There are some important U.S. international tax considerations to be aware of when a U.S. person transfers intangible property outside the United States. When a U.S. person contributes intangible property to a foreign corporation as a capital contribution in exchange for stock, a taxable event will generally occur for U.S. federal income tax purposes. The U.S. transferor is considered to have taxable income from a deemed sale of the intangible property in the form of annual deemed payments based on the productivity or use of the property for the lesser of the useful life of the property or 20 years.

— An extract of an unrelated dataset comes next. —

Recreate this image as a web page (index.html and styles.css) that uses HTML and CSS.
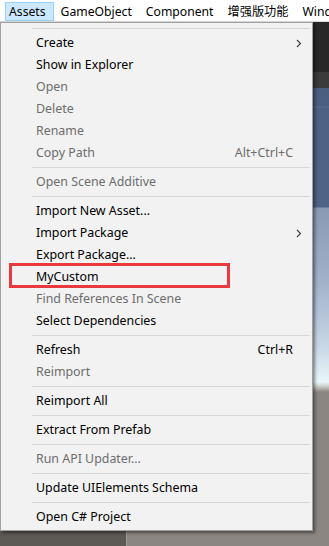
FILE: index.html
```html
<!DOCTYPE html>
<html>
<head>
<meta charset="utf-8">
<link rel="stylesheet" href="styles.css">
</head>
<body>
<div class="menubar">
  <span class="mb-item active">Assets</span>
  <span class="mb-item">GameObject</span>
  <span class="mb-item">Component</span>
  <span class="mb-item">增强版功能</span>
  <span class="mb-item">Wind</span>
</div>
<div class="scene">
  <div class="toolbar"></div>
  <div class="tabbar"></div>
  <div class="panels">
    <div class="hierarchy"></div>
    <div class="view"></div>
  </div>
</div>
<div class="dropdown">
  <div class="sep"></div>
  <div class="item"><span>Create</span><svg class="arrow" width="6" height="9" viewBox="0 0 6 9"><polyline points="1,1 4.5,4.5 1,8" fill="none" stroke="#3a3a3a" stroke-width="1.1"/></svg></div>
  <div class="item"><span>Show in Explorer</span></div>
  <div class="item disabled"><span>Open</span></div>
  <div class="item disabled"><span>Delete</span></div>
  <div class="item disabled"><span>Rename</span></div>
  <div class="item disabled"><span>Copy Path</span><span class="key">Alt+Ctrl+C</span></div>
  <div class="sep"></div>
  <div class="item disabled"><span>Open Scene Additive</span></div>
  <div class="sep"></div>
  <div class="item"><span>Import New Asset...</span></div>
  <div class="item"><span>Import Package</span><svg class="arrow" width="6" height="9" viewBox="0 0 6 9"><polyline points="1,1 4.5,4.5 1,8" fill="none" stroke="#3a3a3a" stroke-width="1.1"/></svg></div>
  <div class="item"><span>Export Package...</span></div>
  <div class="item marked"><span>MyCustom</span></div>
  <div class="item disabled"><span>Find References In Scene</span></div>
  <div class="item"><span>Select Dependencies</span></div>
  <div class="sep"></div>
  <div class="item"><span>Refresh</span><span class="key">Ctrl+R</span></div>
  <div class="item disabled"><span>Reimport</span></div>
  <div class="sep"></div>
  <div class="item"><span>Reimport All</span></div>
  <div class="sep"></div>
  <div class="item"><span>Extract From Prefab</span></div>
  <div class="sep"></div>
  <div class="item disabled"><span>Run API Updater...</span></div>
  <div class="sep"></div>
  <div class="item"><span>Update UIElements Schema</span></div>
  <div class="sep"></div>
  <div class="item"><span>Open C# Project</span></div>
</div>
</body>
</html>
```
FILE: styles.css
```css
html, body {
  margin: 0;
  padding: 0;
}
body {
  width: 329px;
  height: 546px;
  overflow: hidden;
  position: relative;
  font-family: "Noto Sans", "Noto Sans CJK SC", sans-serif;
  font-size: 12px;
  color: #000;
  background: #8b8681;
}
.menubar {
  height: 21px;
  background: #fff;
  border-bottom: 1px solid #dadada;
  display: flex;
  align-items: stretch;
  white-space: nowrap;
  overflow: hidden;
  font-size: 12.2px;
}
.mb-item {
  padding: 0 7px;
  line-height: 19px;
  margin-top: 2px;
  height: 19px;
}
.mb-item.active {
  margin-left: 5px;
  padding: 0 7px 0 3px;
  background: #cce8ff;
  border: 1px solid #99d1ff;
  height: 17px;
  line-height: 17px;
  margin-top: 2px;
}
.scene {
  display: flex;
  flex-direction: column;
  height: 524px;
}
.toolbar {
  height: 50px;
  background: #282828;
}
.tabbar {
  height: 16px;
  background: #3b3b3b;
}
.panels {
  flex: 1;
  display: flex;
}
.hierarchy {
  width: 126px;
  background: #5d5955;
  border-right: 1px solid #a19c97;
}
.view {
  flex: 1;
  background: linear-gradient(to bottom,
    #4a5e80 0, #4b5f82 18px, #5a6d8e 19px, #4d6184 20px, #4e6386 119px,
    #8999b4 120px, #a0b0c8 190px, #c8d8e6 260px, #e9f6f9 294px,
    #cfd2cf 298px, #8b8681 304px, #8b8681 100%);
}
.dropdown {
  position: absolute;
  top: 22px;
  left: 0;
  width: 311px;
  padding: 2px 0;
  background: #f2f2f2;
  border: 1px solid #a0a0a0;
  box-shadow: 2px 2px 3px rgba(0, 0, 0, 0.45);
  font-size: 12.4px;
}
.item {
  position: relative;
  height: 22px;
  line-height: 22px;
  padding: 0 19px 0 35px;
  display: flex;
  justify-content: space-between;
  align-items: center;
  white-space: nowrap;
}
.item.disabled {
  color: #6d6d6d;
}
.key {
  color: inherit;
}
.arrow {
  position: absolute;
  right: 10px;
  top: 7px;
}
.sep {
  height: 7px;
  position: relative;
}
.sep::after {
  content: "";
  position: absolute;
  left: 31px;
  right: 2px;
  top: 3px;
  height: 1px;
  background: #d7d7d7;
}
.marked::after {
  content: "";
  position: absolute;
  left: 8px;
  top: -3px;
  width: 215px;
  height: 19px;
  border: 3px solid #ea3a40;
}
```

This requirement is based on Section 367(d) of the U.S. Internal Revenue Code. For purposes of this rule, the definition of intangibles is provided under Section 936(h)(3)(B) to include patents, copyrights, trademarks, franchises, licenses, contracts and customer lists which have substantial value independent of the services of any individual.
Where the U.S. transferor is a parent or subsidiary of the transferee foreign corporation, Section 482 transfer pricing rules require that the deemed annual payments must be based on the arm’s length standard between uncontrolled taxpayers. This means that the U.S. transferor’s annual deemed payments from the deemed sale of the intangible property must be determined by the amount of income that is expected to be produced from the intangible property. The same rules also apply to a transfer of intangible property in an outbound corporate reorganization transaction that otherwise would be a nontaxable merger or acquisition.

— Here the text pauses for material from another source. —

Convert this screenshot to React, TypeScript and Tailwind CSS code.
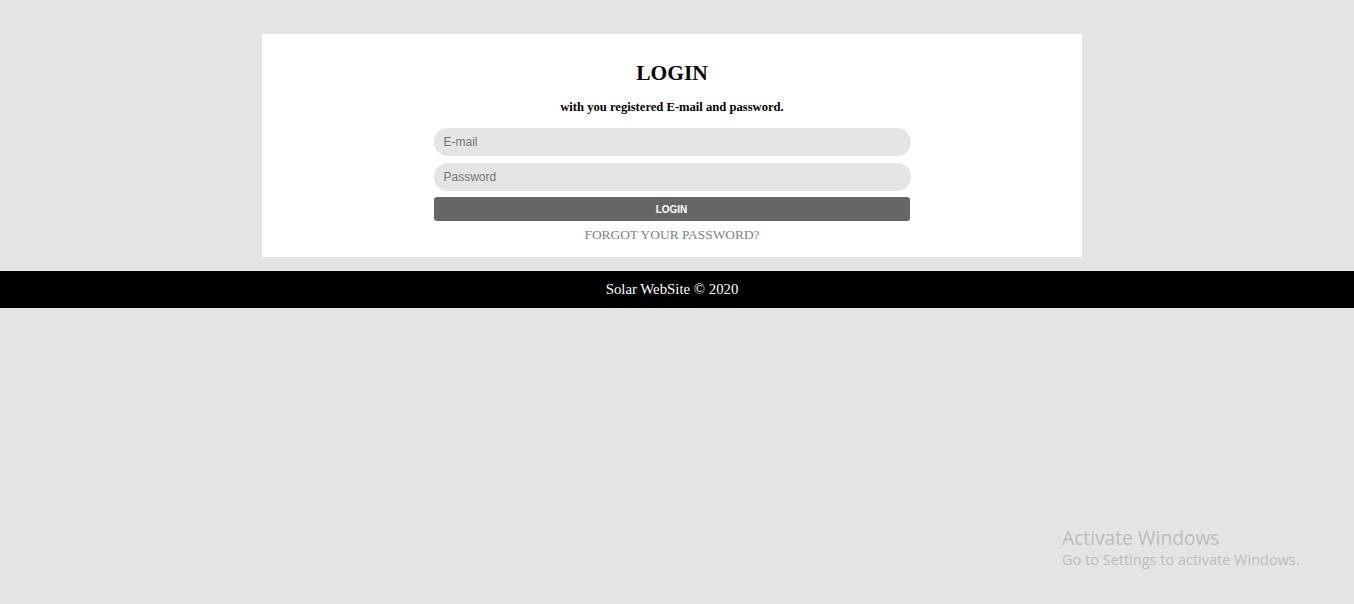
import React from 'react';

const serif = "font-['Liberation_Serif','Times_New_Roman',serif]";
const sans = "font-['Liberation_Sans',Arial,sans-serif]";

const LoginPage = () => {
  return (
    <div className="relative min-h-[604px] w-full bg-[#e4e4e4]">
      <div className="pr-[10px] pt-[34px]">
        <div className={`mx-auto flex w-[820px] flex-col items-center bg-white pb-[14px] pt-[26px] ${serif}`}>
          <h1 className="text-[21.5px] font-bold leading-[26px] text-black">LOGIN</h1>
          <p className="mt-[13px] text-[12.6px] font-bold leading-[16px] text-black">
            with you registered E-mail and password.
          </p>
          <form className="mt-[13px] flex w-[477px] flex-col" onSubmit={(e) => e.preventDefault()}>
            <input
              type="email"
              placeholder="E-mail"
              className={`h-[28px] w-full rounded-[14px] bg-[#e4e4e4] px-[10px] text-[12px] text-black outline-none placeholder:text-[#757575] ${sans}`}
            />
            <input
              type="password"
              placeholder="Password"
              className={`mt-[7px] h-[28px] w-full rounded-[14px] bg-[#e4e4e4] px-[10px] text-[12px] text-black outline-none placeholder:text-[#757575] ${sans}`}
            />
            <button
              type="submit"
              className={`mt-[6px] h-[24px] w-[476px] rounded-[3px] bg-[#666666] text-[10px] font-bold text-white ${sans}`}
            >
              LOGIN
            </button>
          </form>
          <a href="#" className="mt-[6px] text-[13.4px] leading-[16px] text-[#808080]">
            FORGOT YOUR PASSWORD?
          </a>
        </div>
      </div>
      <footer className={`mt-[14px] flex h-[37px] items-center justify-center bg-black pr-[10px] text-[14.8px] text-white ${serif}`}>
        Solar WebSite © 2020
      </footer>

      {/* windows watermark overlay */}
      <div className="pointer-events-none absolute left-[1062px] top-[526px] font-['Open_Sans','Noto_Sans',sans-serif] text-[#bdbdbd]">
        <div className="text-[19.2px] leading-[24px]">Activate Windows</div>
        <div className="text-[14.5px] leading-[20px]">Go to Settings to activate Windows.</div>
      </div>
    </div>
  );
};

export default function App() {
  return <LoginPage />;
}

A U.S. person also may consider structuring an offshore transfer of intangible property to a foreign company as a sale. In the case of a sale, the U.S. transferor is subject to U.S. taxation on the difference between the cost basis and the sale price of the intangible property. The source (U.S. or foreign source) and the character of the income (ordinary or capital gain) could vary depending on the situation and the terms of the sale.
Another way to transfer intangible property offshore is through a licensing agreement. In the case of a transaction between related parties such as a U.S. parent and a foreign subsidiary, the royalty for the use of the intangible property must be based on the Section 482 arm’s length standard. If the U.S. company is paying a royalty to a foreign company for the use of the intangible property in the United States, the royalty payment is subject to 30% U.S. nonresident tax withholding unless the royalty income is considered to be effectively connected with the foreign company’s U.S. trade or business.
Even though cost-sharing arrangements between related U.S. and foreign companies is an area where the IRS is currently increasing its scrutiny, they could also provide an opportunity for the cross-border co-development of intangible property.